## START Dataset excerpt

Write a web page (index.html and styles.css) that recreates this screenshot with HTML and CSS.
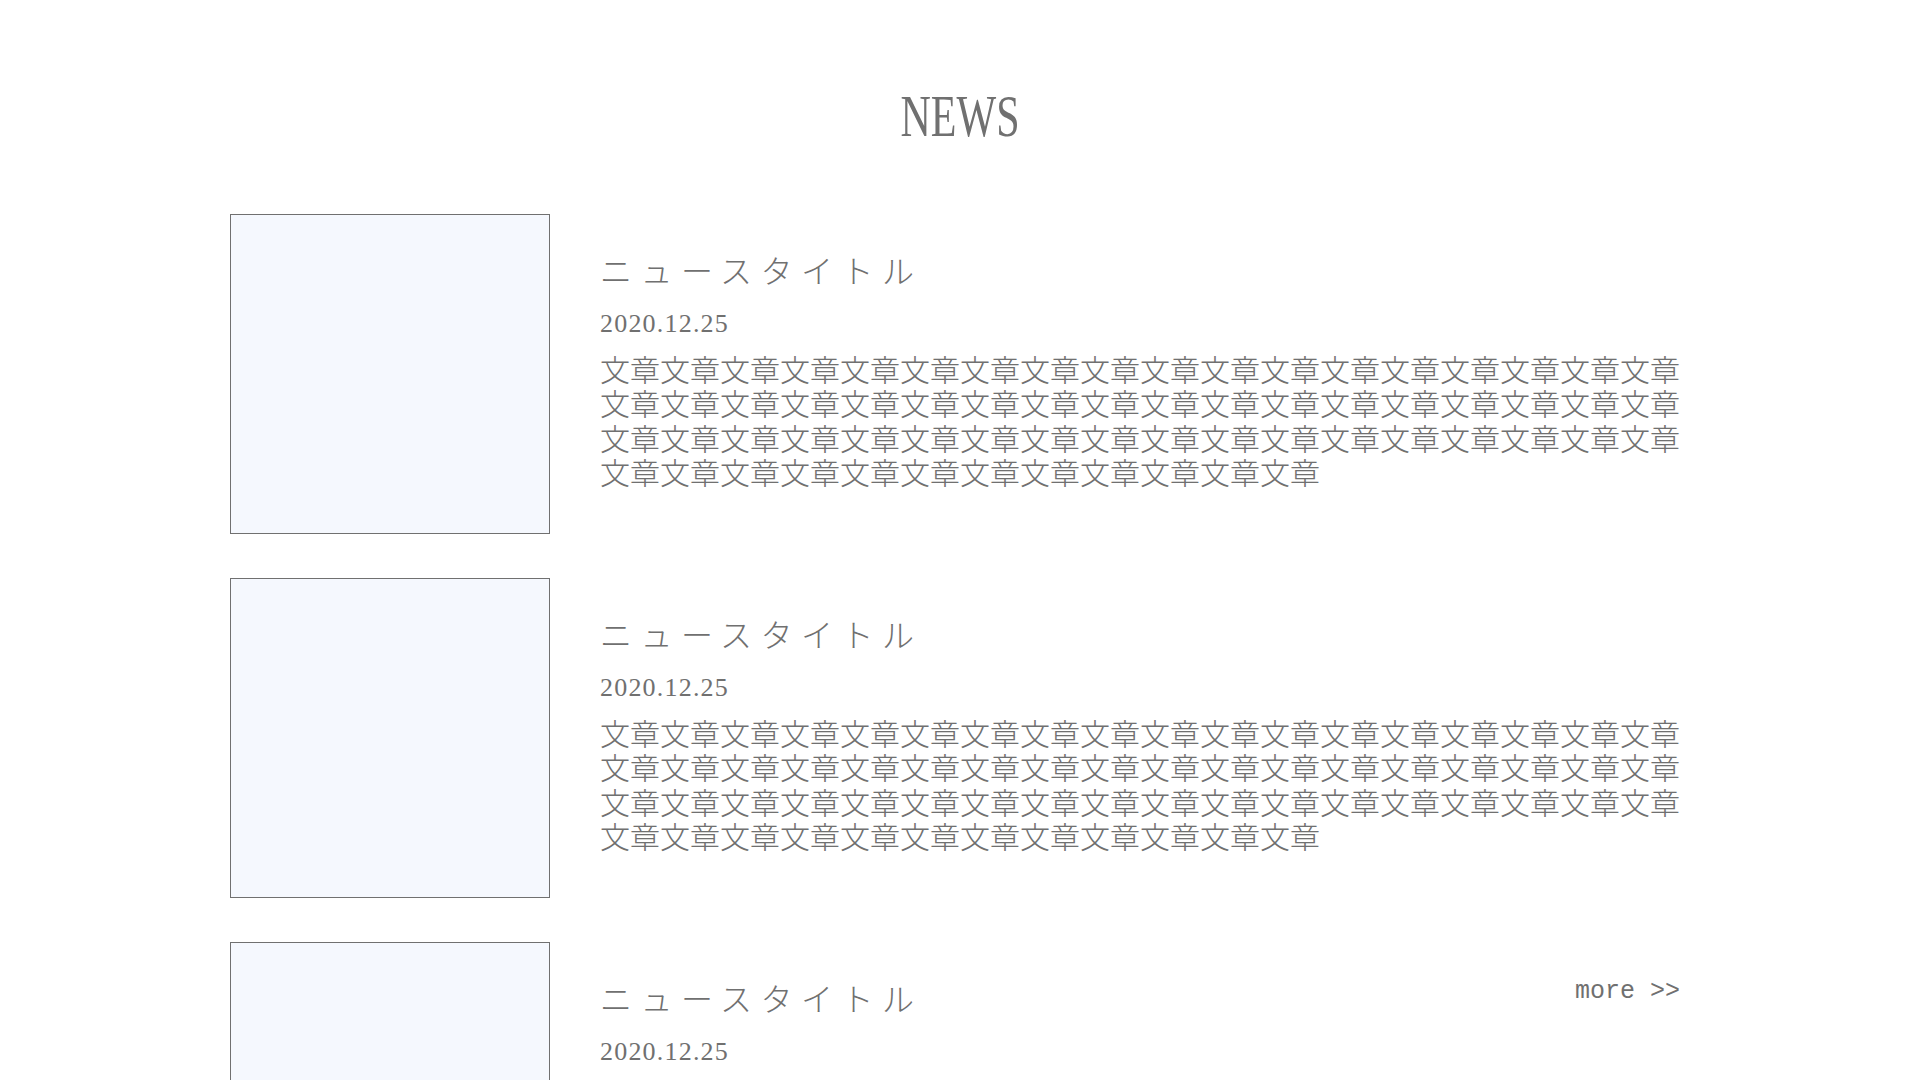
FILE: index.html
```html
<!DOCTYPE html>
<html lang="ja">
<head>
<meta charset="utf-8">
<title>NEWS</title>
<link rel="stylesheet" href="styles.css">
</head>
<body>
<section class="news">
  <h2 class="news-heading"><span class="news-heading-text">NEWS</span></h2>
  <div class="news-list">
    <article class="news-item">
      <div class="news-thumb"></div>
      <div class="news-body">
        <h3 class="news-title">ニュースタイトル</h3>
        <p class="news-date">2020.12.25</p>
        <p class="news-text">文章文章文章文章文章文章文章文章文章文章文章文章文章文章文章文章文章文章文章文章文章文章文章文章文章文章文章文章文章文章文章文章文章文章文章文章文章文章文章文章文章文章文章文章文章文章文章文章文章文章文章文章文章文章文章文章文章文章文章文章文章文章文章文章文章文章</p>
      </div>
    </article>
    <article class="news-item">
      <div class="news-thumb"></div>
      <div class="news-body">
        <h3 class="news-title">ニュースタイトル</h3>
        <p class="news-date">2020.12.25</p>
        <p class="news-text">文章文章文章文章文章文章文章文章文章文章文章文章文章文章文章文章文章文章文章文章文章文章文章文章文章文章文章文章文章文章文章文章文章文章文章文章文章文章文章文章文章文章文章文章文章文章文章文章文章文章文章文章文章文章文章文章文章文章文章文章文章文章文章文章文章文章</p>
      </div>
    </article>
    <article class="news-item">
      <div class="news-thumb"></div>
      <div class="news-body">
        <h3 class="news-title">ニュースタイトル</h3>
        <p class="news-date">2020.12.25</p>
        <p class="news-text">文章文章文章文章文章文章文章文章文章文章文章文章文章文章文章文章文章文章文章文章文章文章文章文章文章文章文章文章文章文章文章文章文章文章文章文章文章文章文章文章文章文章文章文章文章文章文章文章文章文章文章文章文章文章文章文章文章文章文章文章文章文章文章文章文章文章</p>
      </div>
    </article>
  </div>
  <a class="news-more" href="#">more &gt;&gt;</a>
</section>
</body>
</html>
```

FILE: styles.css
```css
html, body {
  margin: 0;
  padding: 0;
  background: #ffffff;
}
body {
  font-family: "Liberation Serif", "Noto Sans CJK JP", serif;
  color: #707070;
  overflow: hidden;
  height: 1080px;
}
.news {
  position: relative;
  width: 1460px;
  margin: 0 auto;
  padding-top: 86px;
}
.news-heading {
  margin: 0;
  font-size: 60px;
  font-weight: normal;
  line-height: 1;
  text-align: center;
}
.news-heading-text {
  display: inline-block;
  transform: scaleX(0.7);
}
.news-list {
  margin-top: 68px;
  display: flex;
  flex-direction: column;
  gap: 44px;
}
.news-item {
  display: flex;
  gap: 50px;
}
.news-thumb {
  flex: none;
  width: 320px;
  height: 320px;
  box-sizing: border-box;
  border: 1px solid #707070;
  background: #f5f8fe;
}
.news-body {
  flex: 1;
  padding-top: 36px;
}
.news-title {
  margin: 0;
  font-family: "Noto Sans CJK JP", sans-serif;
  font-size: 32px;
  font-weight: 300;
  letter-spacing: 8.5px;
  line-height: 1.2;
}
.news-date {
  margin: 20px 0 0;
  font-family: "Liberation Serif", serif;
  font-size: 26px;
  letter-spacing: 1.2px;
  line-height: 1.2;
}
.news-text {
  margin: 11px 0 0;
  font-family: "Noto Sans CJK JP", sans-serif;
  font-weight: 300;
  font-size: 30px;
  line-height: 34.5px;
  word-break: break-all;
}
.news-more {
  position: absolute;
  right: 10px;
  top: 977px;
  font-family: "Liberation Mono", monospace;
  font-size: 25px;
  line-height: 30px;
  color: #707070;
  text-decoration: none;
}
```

## END Dataset excerpt

» **Exercise task**
Restate the whole listing above exactly, except for its images.

» **Exercise response**
Write a web page (index.html and styles.css) that recreates this screenshot with HTML and CSS.
FILE: index.html
```html
<!DOCTYPE html>
<html lang="ja">
<head>
<meta charset="utf-8">
<title>NEWS</title>
<link rel="stylesheet" href="styles.css">
</head>
<body>
<section class="news">
  <h2 class="news-heading"><span class="news-heading-text">NEWS</span></h2>
  <div class="news-list">
    <article class="news-item">
      <div class="news-thumb"></div>
      <div class="news-body">
        <h3 class="news-title">ニュースタイトル</h3>
        <p class="news-date">2020.12.25</p>
        <p class="news-text">文章文章文章文章文章文章文章文章文章文章文章文章文章文章文章文章文章文章文章文章文章文章文章文章文章文章文章文章文章文章文章文章文章文章文章文章文章文章文章文章文章文章文章文章文章文章文章文章文章文章文章文章文章文章文章文章文章文章文章文章文章文章文章文章文章文章</p>
      </div>
    </article>
    <article class="news-item">
      <div class="news-thumb"></div>
      <div class="news-body">
        <h3 class="news-title">ニュースタイトル</h3>
        <p class="news-date">2020.12.25</p>
        <p class="news-text">文章文章文章文章文章文章文章文章文章文章文章文章文章文章文章文章文章文章文章文章文章文章文章文章文章文章文章文章文章文章文章文章文章文章文章文章文章文章文章文章文章文章文章文章文章文章文章文章文章文章文章文章文章文章文章文章文章文章文章文章文章文章文章文章文章文章</p>
      </div>
    </article>
    <article class="news-item">
      <div class="news-thumb"></div>
      <div class="news-body">
        <h3 class="news-title">ニュースタイトル</h3>
        <p class="news-date">2020.12.25</p>
        <p class="news-text">文章文章文章文章文章文章文章文章文章文章文章文章文章文章文章文章文章文章文章文章文章文章文章文章文章文章文章文章文章文章文章文章文章文章文章文章文章文章文章文章文章文章文章文章文章文章文章文章文章文章文章文章文章文章文章文章文章文章文章文章文章文章文章文章文章文章</p>
      </div>
    </article>
  </div>
  <a class="news-more" href="#">more &gt;&gt;</a>
</section>
</body>
</html>
```

FILE: styles.css
```css
html, body {
  margin: 0;
  padding: 0;
  background: #ffffff;
}
body {
  font-family: "Liberation Serif", "Noto Sans CJK JP", serif;
  color: #707070;
  overflow: hidden;
  height: 1080px;
}
.news {
  position: relative;
  width: 1460px;
  margin: 0 auto;
  padding-top: 86px;
}
.news-heading {
  margin: 0;
  font-size: 60px;
  font-weight: normal;
  line-height: 1;
  text-align: center;
}
.news-heading-text {
  display: inline-block;
  transform: scaleX(0.7);
}
.news-list {
  margin-top: 68px;
  display: flex;
  flex-direction: column;
  gap: 44px;
}
.news-item {
  display: flex;
  gap: 50px;
}
.news-thumb {
  flex: none;
  width: 320px;
  height: 320px;
  box-sizing: border-box;
  border: 1px solid #707070;
  background: #f5f8fe;
}
.news-body {
  flex: 1;
  padding-top: 36px;
}
.news-title {
  margin: 0;
  font-family: "Noto Sans CJK JP", sans-serif;
  font-size: 32px;
  font-weight: 300;
  letter-spacing: 8.5px;
  line-height: 1.2;
}
.news-date {
  margin: 20px 0 0;
  font-family: "Liberation Serif", serif;
  font-size: 26px;
  letter-spacing: 1.2px;
  line-height: 1.2;
}
.news-text {
  margin: 11px 0 0;
  font-family: "Noto Sans CJK JP", sans-serif;
  font-weight: 300;
  font-size: 30px;
  line-height: 34.5px;
  word-break: break-all;
}
.news-more {
  position: absolute;
  right: 10px;
  top: 977px;
  font-family: "Liberation Mono", monospace;
  font-size: 25px;
  line-height: 30px;
  color: #707070;
  text-decoration: none;
}
```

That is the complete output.